▸ **DO THIS**: Reproduce every line of the material below, but drop the pictures.

▸ **GIVEN DATA**:
* * *

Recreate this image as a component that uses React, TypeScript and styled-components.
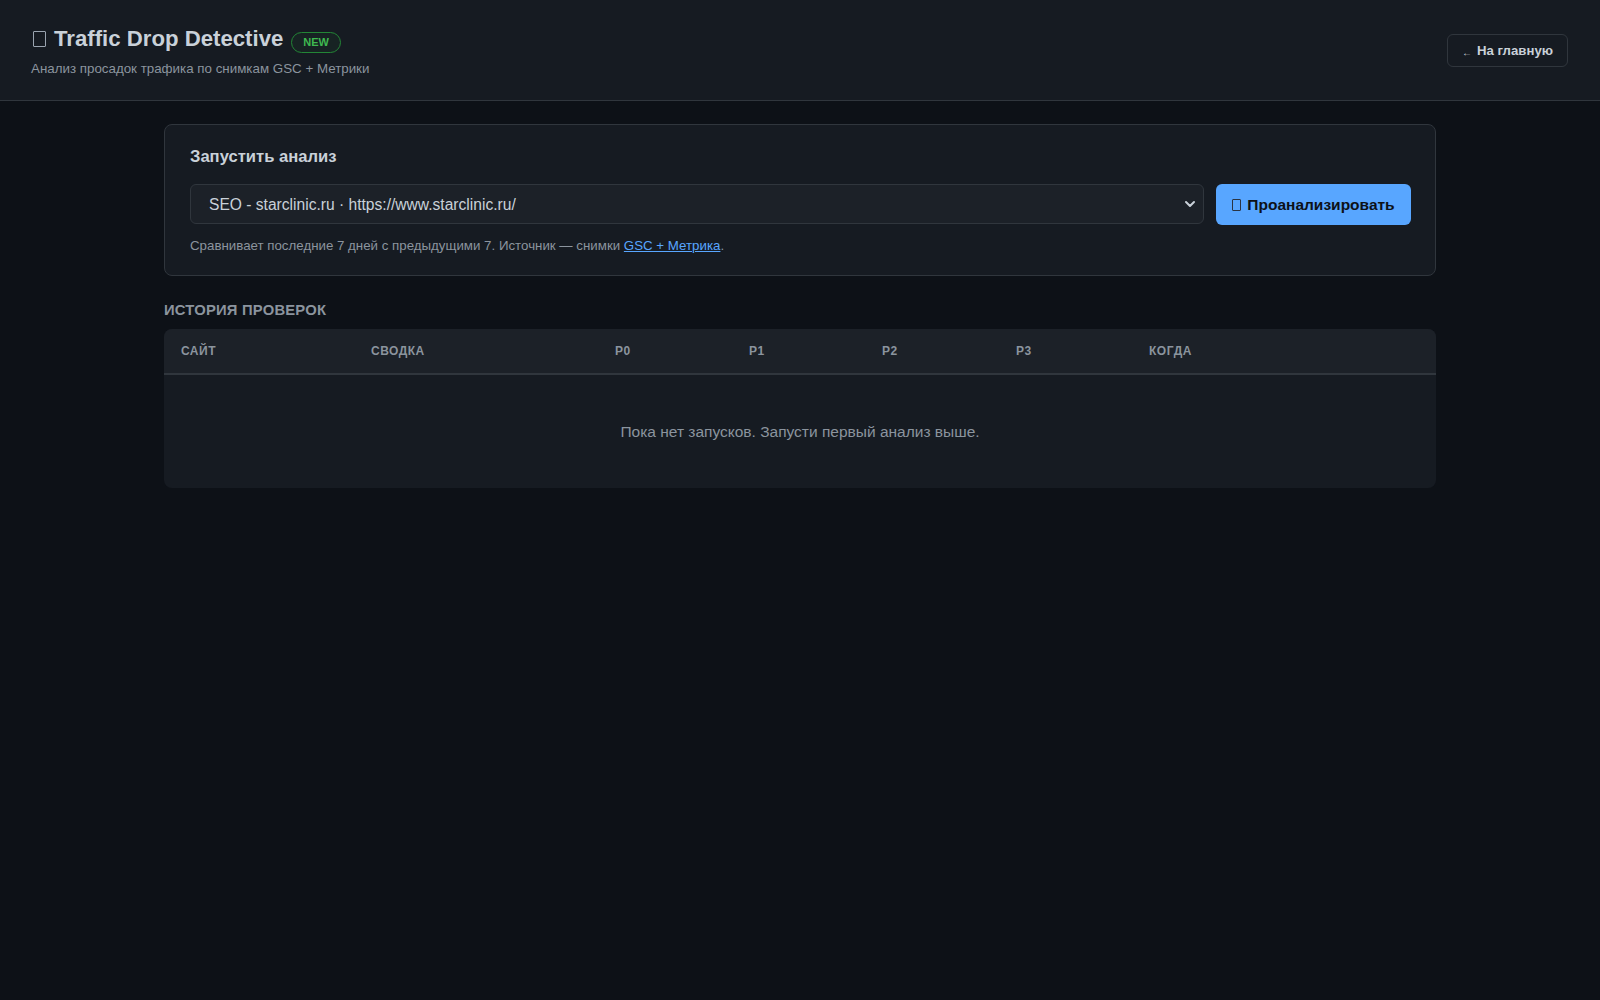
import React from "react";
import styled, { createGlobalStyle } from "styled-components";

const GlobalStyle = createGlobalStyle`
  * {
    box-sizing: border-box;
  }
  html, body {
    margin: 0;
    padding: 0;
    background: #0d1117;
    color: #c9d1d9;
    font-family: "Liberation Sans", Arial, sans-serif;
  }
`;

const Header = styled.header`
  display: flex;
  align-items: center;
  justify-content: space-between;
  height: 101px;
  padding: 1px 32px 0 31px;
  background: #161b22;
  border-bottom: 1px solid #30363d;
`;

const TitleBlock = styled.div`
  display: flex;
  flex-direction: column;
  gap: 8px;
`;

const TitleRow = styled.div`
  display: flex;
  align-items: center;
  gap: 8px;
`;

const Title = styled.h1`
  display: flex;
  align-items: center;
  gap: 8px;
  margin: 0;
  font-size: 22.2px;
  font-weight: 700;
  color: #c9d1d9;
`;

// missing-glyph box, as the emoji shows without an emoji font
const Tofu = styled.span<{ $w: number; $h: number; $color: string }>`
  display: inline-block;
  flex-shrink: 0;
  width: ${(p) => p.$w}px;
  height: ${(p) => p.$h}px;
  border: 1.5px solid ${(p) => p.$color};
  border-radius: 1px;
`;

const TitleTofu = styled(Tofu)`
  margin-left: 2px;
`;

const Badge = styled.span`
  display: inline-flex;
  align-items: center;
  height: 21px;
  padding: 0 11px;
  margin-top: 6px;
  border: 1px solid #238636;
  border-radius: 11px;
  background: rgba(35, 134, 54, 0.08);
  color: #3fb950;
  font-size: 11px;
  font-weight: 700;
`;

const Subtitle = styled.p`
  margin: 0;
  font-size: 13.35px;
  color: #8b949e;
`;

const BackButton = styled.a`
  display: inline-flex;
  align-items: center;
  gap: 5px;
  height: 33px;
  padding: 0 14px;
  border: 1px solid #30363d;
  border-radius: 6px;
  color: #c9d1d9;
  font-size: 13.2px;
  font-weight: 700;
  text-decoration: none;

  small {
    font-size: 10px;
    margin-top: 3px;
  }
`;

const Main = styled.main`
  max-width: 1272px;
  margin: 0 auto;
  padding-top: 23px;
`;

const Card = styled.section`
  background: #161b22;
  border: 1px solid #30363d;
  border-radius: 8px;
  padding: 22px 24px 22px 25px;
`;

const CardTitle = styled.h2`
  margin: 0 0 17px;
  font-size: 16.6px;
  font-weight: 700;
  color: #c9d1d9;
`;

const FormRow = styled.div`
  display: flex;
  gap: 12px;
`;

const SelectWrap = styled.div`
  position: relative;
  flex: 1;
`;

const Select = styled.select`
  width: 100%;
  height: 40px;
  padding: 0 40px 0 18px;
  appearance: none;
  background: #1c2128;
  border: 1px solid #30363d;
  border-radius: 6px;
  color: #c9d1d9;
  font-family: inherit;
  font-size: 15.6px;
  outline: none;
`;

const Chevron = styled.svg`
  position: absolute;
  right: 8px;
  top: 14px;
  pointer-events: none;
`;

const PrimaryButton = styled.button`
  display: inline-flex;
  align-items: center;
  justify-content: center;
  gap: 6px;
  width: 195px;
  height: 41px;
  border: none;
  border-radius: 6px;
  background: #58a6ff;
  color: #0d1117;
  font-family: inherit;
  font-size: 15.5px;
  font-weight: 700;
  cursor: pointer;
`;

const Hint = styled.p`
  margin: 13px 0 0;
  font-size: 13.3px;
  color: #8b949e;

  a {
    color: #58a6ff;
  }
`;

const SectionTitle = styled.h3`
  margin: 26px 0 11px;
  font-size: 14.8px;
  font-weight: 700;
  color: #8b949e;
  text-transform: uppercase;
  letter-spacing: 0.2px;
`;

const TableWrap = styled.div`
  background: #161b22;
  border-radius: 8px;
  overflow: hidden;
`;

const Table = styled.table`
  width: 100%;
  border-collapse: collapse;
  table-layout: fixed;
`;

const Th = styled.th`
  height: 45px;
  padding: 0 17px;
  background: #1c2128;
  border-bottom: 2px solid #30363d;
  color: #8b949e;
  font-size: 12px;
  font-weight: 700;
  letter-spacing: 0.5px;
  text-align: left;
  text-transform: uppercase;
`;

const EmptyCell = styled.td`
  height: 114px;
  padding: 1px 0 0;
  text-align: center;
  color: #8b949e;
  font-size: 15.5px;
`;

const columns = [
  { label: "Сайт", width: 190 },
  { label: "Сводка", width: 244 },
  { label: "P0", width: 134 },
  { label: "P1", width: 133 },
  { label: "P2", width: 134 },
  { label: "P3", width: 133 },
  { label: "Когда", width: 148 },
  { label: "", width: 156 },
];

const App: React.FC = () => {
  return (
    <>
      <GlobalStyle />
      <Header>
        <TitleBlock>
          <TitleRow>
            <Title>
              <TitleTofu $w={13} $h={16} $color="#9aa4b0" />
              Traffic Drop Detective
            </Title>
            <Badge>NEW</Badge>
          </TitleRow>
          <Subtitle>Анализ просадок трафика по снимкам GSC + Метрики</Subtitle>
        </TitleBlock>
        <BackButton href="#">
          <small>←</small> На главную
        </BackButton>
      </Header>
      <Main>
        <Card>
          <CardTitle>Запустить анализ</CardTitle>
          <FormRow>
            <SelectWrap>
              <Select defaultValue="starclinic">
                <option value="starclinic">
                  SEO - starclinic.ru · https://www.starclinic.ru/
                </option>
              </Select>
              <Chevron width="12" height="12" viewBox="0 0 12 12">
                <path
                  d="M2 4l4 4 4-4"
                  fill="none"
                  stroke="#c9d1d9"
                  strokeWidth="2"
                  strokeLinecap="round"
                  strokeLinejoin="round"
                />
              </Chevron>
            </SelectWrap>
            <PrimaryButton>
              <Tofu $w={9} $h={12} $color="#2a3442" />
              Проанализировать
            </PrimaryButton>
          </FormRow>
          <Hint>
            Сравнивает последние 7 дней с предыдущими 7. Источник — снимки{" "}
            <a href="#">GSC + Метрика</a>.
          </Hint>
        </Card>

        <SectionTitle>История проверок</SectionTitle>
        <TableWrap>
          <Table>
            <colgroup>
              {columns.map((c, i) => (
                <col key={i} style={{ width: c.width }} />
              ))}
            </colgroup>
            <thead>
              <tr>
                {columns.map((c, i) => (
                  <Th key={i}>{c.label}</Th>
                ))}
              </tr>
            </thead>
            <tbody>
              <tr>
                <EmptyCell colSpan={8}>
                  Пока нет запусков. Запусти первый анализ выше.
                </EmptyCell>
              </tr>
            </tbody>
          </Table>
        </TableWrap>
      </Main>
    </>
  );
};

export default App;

* * *

▸ **EXERCISE ANSWER**:
Recreate this image as a component that uses React, TypeScript and styled-components.
import React from "react";
import styled, { createGlobalStyle } from "styled-components";

const GlobalStyle = createGlobalStyle`
  * {
    box-sizing: border-box;
  }
  html, body {
    margin: 0;
    padding: 0;
    background: #0d1117;
    color: #c9d1d9;
    font-family: "Liberation Sans", Arial, sans-serif;
  }
`;

const Header = styled.header`
  display: flex;
  align-items: center;
  justify-content: space-between;
  height: 101px;
  padding: 1px 32px 0 31px;
  background: #161b22;
  border-bottom: 1px solid #30363d;
`;

const TitleBlock = styled.div`
  display: flex;
  flex-direction: column;
  gap: 8px;
`;

const TitleRow = styled.div`
  display: flex;
  align-items: center;
  gap: 8px;
`;

const Title = styled.h1`
  display: flex;
  align-items: center;
  gap: 8px;
  margin: 0;
  font-size: 22.2px;
  font-weight: 700;
  color: #c9d1d9;
`;

// missing-glyph box, as the emoji shows without an emoji font
const Tofu = styled.span<{ $w: number; $h: number; $color: string }>`
  display: inline-block;
  flex-shrink: 0;
  width: ${(p) => p.$w}px;
  height: ${(p) => p.$h}px;
  border: 1.5px solid ${(p) => p.$color};
  border-radius: 1px;
`;

const TitleTofu = styled(Tofu)`
  margin-left: 2px;
`;

const Badge = styled.span`
  display: inline-flex;
  align-items: center;
  height: 21px;
  padding: 0 11px;
  margin-top: 6px;
  border: 1px solid #238636;
  border-radius: 11px;
  background: rgba(35, 134, 54, 0.08);
  color: #3fb950;
  font-size: 11px;
  font-weight: 700;
`;

const Subtitle = styled.p`
  margin: 0;
  font-size: 13.35px;
  color: #8b949e;
`;

const BackButton = styled.a`
  display: inline-flex;
  align-items: center;
  gap: 5px;
  height: 33px;
  padding: 0 14px;
  border: 1px solid #30363d;
  border-radius: 6px;
  color: #c9d1d9;
  font-size: 13.2px;
  font-weight: 700;
  text-decoration: none;

  small {
    font-size: 10px;
    margin-top: 3px;
  }
`;

const Main = styled.main`
  max-width: 1272px;
  margin: 0 auto;
  padding-top: 23px;
`;

const Card = styled.section`
  background: #161b22;
  border: 1px solid #30363d;
  border-radius: 8px;
  padding: 22px 24px 22px 25px;
`;

const CardTitle = styled.h2`
  margin: 0 0 17px;
  font-size: 16.6px;
  font-weight: 700;
  color: #c9d1d9;
`;

const FormRow = styled.div`
  display: flex;
  gap: 12px;
`;

const SelectWrap = styled.div`
  position: relative;
  flex: 1;
`;

const Select = styled.select`
  width: 100%;
  height: 40px;
  padding: 0 40px 0 18px;
  appearance: none;
  background: #1c2128;
  border: 1px solid #30363d;
  border-radius: 6px;
  color: #c9d1d9;
  font-family: inherit;
  font-size: 15.6px;
  outline: none;
`;

const Chevron = styled.svg`
  position: absolute;
  right: 8px;
  top: 14px;
  pointer-events: none;
`;

const PrimaryButton = styled.button`
  display: inline-flex;
  align-items: center;
  justify-content: center;
  gap: 6px;
  width: 195px;
  height: 41px;
  border: none;
  border-radius: 6px;
  background: #58a6ff;
  color: #0d1117;
  font-family: inherit;
  font-size: 15.5px;
  font-weight: 700;
  cursor: pointer;
`;

const Hint = styled.p`
  margin: 13px 0 0;
  font-size: 13.3px;
  color: #8b949e;

  a {
    color: #58a6ff;
  }
`;

const SectionTitle = styled.h3`
  margin: 26px 0 11px;
  font-size: 14.8px;
  font-weight: 700;
  color: #8b949e;
  text-transform: uppercase;
  letter-spacing: 0.2px;
`;

const TableWrap = styled.div`
  background: #161b22;
  border-radius: 8px;
  overflow: hidden;
`;

const Table = styled.table`
  width: 100%;
  border-collapse: collapse;
  table-layout: fixed;
`;

const Th = styled.th`
  height: 45px;
  padding: 0 17px;
  background: #1c2128;
  border-bottom: 2px solid #30363d;
  color: #8b949e;
  font-size: 12px;
  font-weight: 700;
  letter-spacing: 0.5px;
  text-align: left;
  text-transform: uppercase;
`;

const EmptyCell = styled.td`
  height: 114px;
  padding: 1px 0 0;
  text-align: center;
  color: #8b949e;
  font-size: 15.5px;
`;

const columns = [
  { label: "Сайт", width: 190 },
  { label: "Сводка", width: 244 },
  { label: "P0", width: 134 },
  { label: "P1", width: 133 },
  { label: "P2", width: 134 },
  { label: "P3", width: 133 },
  { label: "Когда", width: 148 },
  { label: "", width: 156 },
];

const App: React.FC = () => {
  return (
    <>
      <GlobalStyle />
      <Header>
        <TitleBlock>
          <TitleRow>
            <Title>
              <TitleTofu $w={13} $h={16} $color="#9aa4b0" />
              Traffic Drop Detective
            </Title>
            <Badge>NEW</Badge>
          </TitleRow>
          <Subtitle>Анализ просадок трафика по снимкам GSC + Метрики</Subtitle>
        </TitleBlock>
        <BackButton href="#">
          <small>←</small> На главную
        </BackButton>
      </Header>
      <Main>
        <Card>
          <CardTitle>Запустить анализ</CardTitle>
          <FormRow>
            <SelectWrap>
              <Select defaultValue="starclinic">
                <option value="starclinic">
                  SEO - starclinic.ru · https://www.starclinic.ru/
                </option>
              </Select>
              <Chevron width="12" height="12" viewBox="0 0 12 12">
                <path
                  d="M2 4l4 4 4-4"
                  fill="none"
                  stroke="#c9d1d9"
                  strokeWidth="2"
                  strokeLinecap="round"
                  strokeLinejoin="round"
                />
              </Chevron>
            </SelectWrap>
            <PrimaryButton>
              <Tofu $w={9} $h={12} $color="#2a3442" />
              Проанализировать
            </PrimaryButton>
          </FormRow>
          <Hint>
            Сравнивает последние 7 дней с предыдущими 7. Источник — снимки{" "}
            <a href="#">GSC + Метрика</a>.
          </Hint>
        </Card>

        <SectionTitle>История проверок</SectionTitle>
        <TableWrap>
          <Table>
            <colgroup>
              {columns.map((c, i) => (
                <col key={i} style={{ width: c.width }} />
              ))}
            </colgroup>
            <thead>
              <tr>
                {columns.map((c, i) => (
                  <Th key={i}>{c.label}</Th>
                ))}
              </tr>
            </thead>
            <tbody>
              <tr>
                <EmptyCell colSpan={8}>
                  Пока нет запусков. Запусти первый анализ выше.
                </EmptyCell>
              </tr>
            </tbody>
          </Table>
        </TableWrap>
      </Main>
    </>
  );
};

export default App;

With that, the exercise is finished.